I piccoli e indipendenti editori spesso si qualificano come editori di qualità, in contrapposizione tra una industria attenta invece alle oscillazioni del mercato. A prova di ciò, sono citati spesso la pubblicazione di autori sconosciuti al grande pubblico che, appena hanno conosciuto un successo di mercato, sono stati assoldati dai grandi gruppi editoriali. Al di là di questo indubitabile ruolo di apripista e di talent scout dei piccoli e medi editori, emerge il fatto che la differenziazione dell’offerta editoriale presuppone un diverso modello nella relazione tra autori e produzione editoriale. Non è certo una novità che ormai le maggiori case editrici – tendenza molto evidente negli Stati Uniti, ad esempio – ingaggi veri e propri head hunter affinché registrino, selezionino e segnalino tendenze alimentate dalla cultura di strada, nella speranza di trovare lo scrittore di successo. Stesso discorso vale anche per la saggistica, un settore in caduta vorticosa di vendita, ma che vede un numero spropositato di titoli in vendita. Quel che avviene ai margini dei grandi gruppi editoriali ha molto a che fare con un monitoraggio continuo di quanto avviene nella società.

E’ in questa zona di confine che lavorano le piccole case editrici, sempre in debito di risorse finanziarie e difficoltà di distribuzione dei propri prodotti.
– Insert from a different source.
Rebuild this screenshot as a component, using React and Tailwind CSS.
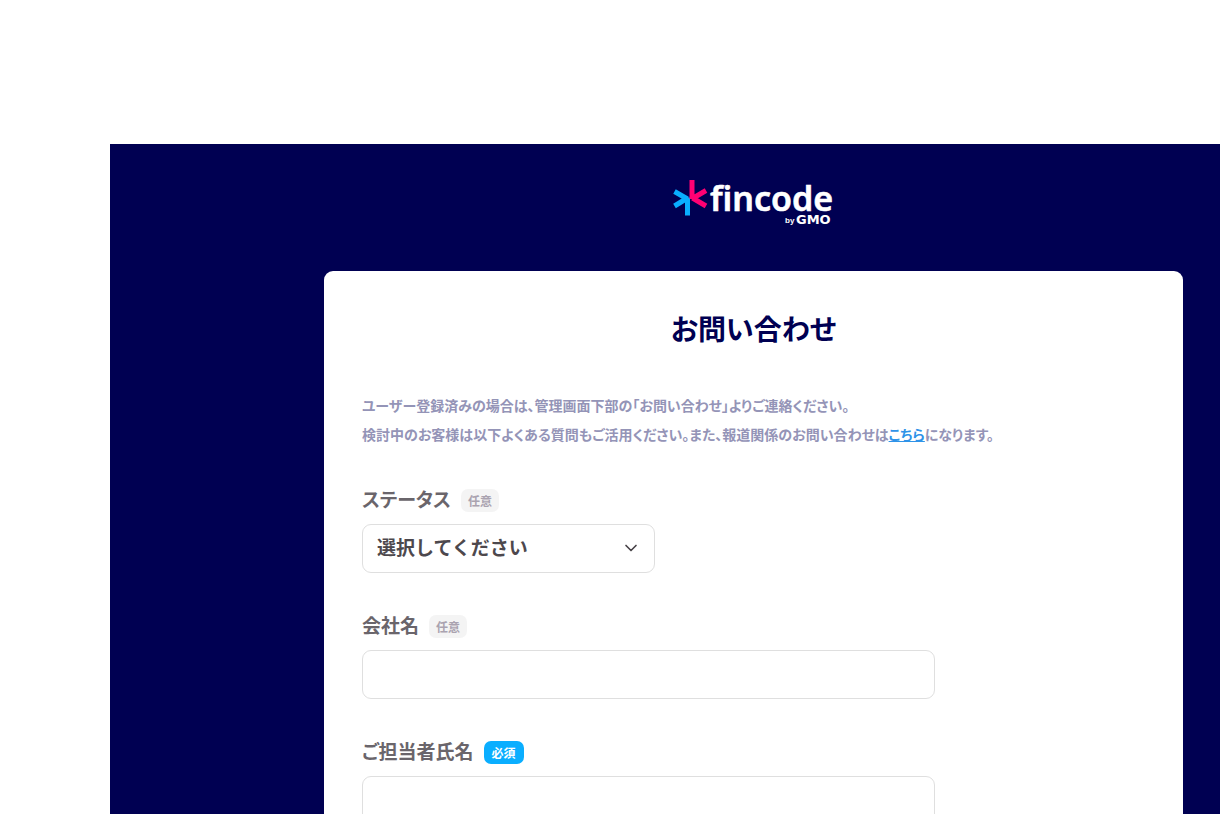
import { ChevronDown } from "lucide-react";

const fields = [
    { id: "company", label: "会社名", required: false },
    { id: "name", label: "ご担当者氏名", required: true },
];

function Logo() {
    return (
        <svg className="w-[162px] h-[46px] overflow-visible" viewBox="0 0 162 46" role="img" aria-label="fincode byGMO">
            <g fill="none" strokeWidth="5">
                <path d="M14.5 18.5V36.5M14.5 20L1.5 12.5M14.5 19L1.5 27" stroke="#09aeff" />
                <path d="M19 1V20M19.5 19.5L33 11.5M19.5 19L33 27" stroke="#ff0073" />
            </g>
            <text x="37" y="32" fill="#fff" stroke="#fff" strokeWidth="0.6" fontSize="34" fontWeight="600" fontFamily="Noto Sans, sans-serif">fincode</text>
            <text x="112" y="44" fill="#fff" fontSize="8" fontWeight="700" fontFamily="Liberation Sans, sans-serif">by</text>
            <text x="123" y="45" fill="#fff" fontSize="13" fontWeight="700" fontFamily="DejaVu Sans, sans-serif">GMO</text>
        </svg>
    );
}

function FieldLabel({ id, label, required }) {
    return (
        <div className="flex items-center gap-2.5 h-7 mb-[11px]">
            <label htmlFor={id} className="text-[19px] leading-7 font-bold text-[#6a656b]">{label}</label>
            <span
                className={`mt-0.5 rounded-[7px] text-xs leading-[23px] font-bold
                    ${required ? "px-2 bg-[#0aaeff] text-white" : "px-[7px] bg-[#f4f4f4] text-[#aaa3b0]"}`}
            >
                {required ? "必須" : "任意"}
            </span>
        </div>
    );
}

export default function App() {
    return (
        <div
            className="h-screen overflow-hidden flex flex-col bg-white pt-36 pl-[110px]
                font-['Noto_Sans_CJK_JP',sans-serif] [font-feature-settings:'palt']"
        >
            <main className="grow bg-[#000052] pt-[35px] pl-[214px] pr-[37px]">
                <header className="flex justify-center mb-[46px]">
                    <Logo />
                </header>

                <section className="bg-white rounded-[9px] px-[38px] pt-9 pb-16">
                    <h1 className="text-center text-[28px] leading-[42px] font-bold text-[#000052]">お問い合わせ</h1>

                    <p className="mt-[42px] mb-9 text-sm leading-[29px] font-bold text-[#9494b7]">
                        ユーザー登録済みの場合は、管理画面下部の「お問い合わせ」よりご連絡ください。
                        <br />
                        検討中のお客様は以下よくある質問もご活用ください。また、報道関係のお問い合わせは
                        <a href="#press" className="text-[#2f93e8] underline">こちら</a>
                        になります。
                    </p>

                    <form className="flex flex-col gap-[38px]">
                        <div>
                            <FieldLabel id="status" label="ステータス" />
                            <div className="relative w-[293px]">
                                <select
                                    id="status"
                                    className="block w-full h-[49px] px-3.5 pb-0.5 appearance-none border border-[#dfdfdf] rounded-[9px] bg-white text-[19px] font-bold text-[#4d484d] [font-feature-settings:normal]"
                                >
                                    <option>選択してください</option>
                                </select>
                                <ChevronDown className="absolute right-3.5 top-3.5 size-5 text-[#474247] pointer-events-none" />
                            </div>
                        </div>

                        {fields.map((field) => (
                            <div key={field.id}>
                                <FieldLabel {...field} />
                                <input
                                    id={field.id}
                                    type="text"
                                    className="block w-full max-w-[573px] h-[49px] px-3.5 border border-[#dfdfdf] rounded-[9px] text-[19px] text-[#4d484d]"
                                />
                            </div>
                        ))}
                    </form>
                </section>
            </main>
        </div>
    );
}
Una zona di confine caratterizzata da precarietà diffusa nel rapporto di lavoro e volatilità dei progetti editoriali. E se la precarietà è stata assunta come strumento per ridurre i costi interni ai grandi gruppi editoriali, la volatilità «dei piccoli» è la condizione necessaria per «innovare» il proprio catalogo. Rimane un mistero il perché i piccoli e medi editori non riescono a condividere alcune aspetti del ciclo produttivo e di vendita, dalla distribuzione alla gestione amministrativa, delle scorte in magazzino, alla vendita. Eppure rappresentano un 37 per cento del mercato italiano. Una quota di mercato non lontana da quanto rappresenterebbe il gruppo emergente dalla fusione tra Mondadori e Rcs libri. Ma forse la collaborazione tra questi editori è quella semplicità difficile a farsi.